The story revolves around Cilka Kein, a young Jewish girl who was taken to the Auschwitz-Birkenau Concentration Camp when she was sixteen. When the war ends, the Soviets save the prisoners, unless you were found guilty of helping the Nazis. Cilka was one of those condemned to fifteen years of labor at the gulag camps in Siberia for "working with the Nazis". Cilka's Journey revolves around her time at the Siberian camp, as she tries to cope with her losses and gains. Why does she continue to survive when so many have died? Does she deserve the little bits of happiness and opportunities she keeps receiving?

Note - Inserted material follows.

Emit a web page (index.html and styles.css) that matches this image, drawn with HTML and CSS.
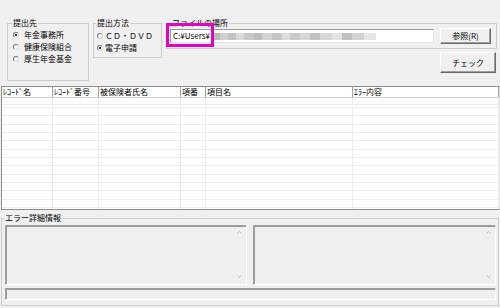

I decided to rate this book a 5/5. I had read a holocaust book a few years ago by Ruta Sepetys that made me cry, however, it quickly left my mind as the writing was typical to the subject matter. I expected all the horrors I read in that book.

Cilka's Journey is different and this made me uncomfortable. Cilka has spent years submitting to violence against her body and mind, is now tired and resigned to her fate. The story tells about the horrors women faced at concentration camps, but the emphasis is on the psychological trauma they developed. We see women with survivor's guilt, Stockholm syndrome, addiction, how they come to normalize and domesticize their situation (similarly to men who went to war), etc. At moments it feels less like I'm reading about prisoners at a camp, and more like the story of poor women in a foreign country, which is scary. I tell myself it wasn't so bad and then have to pause because this is the mentality these women had to force themselves into in order to survive.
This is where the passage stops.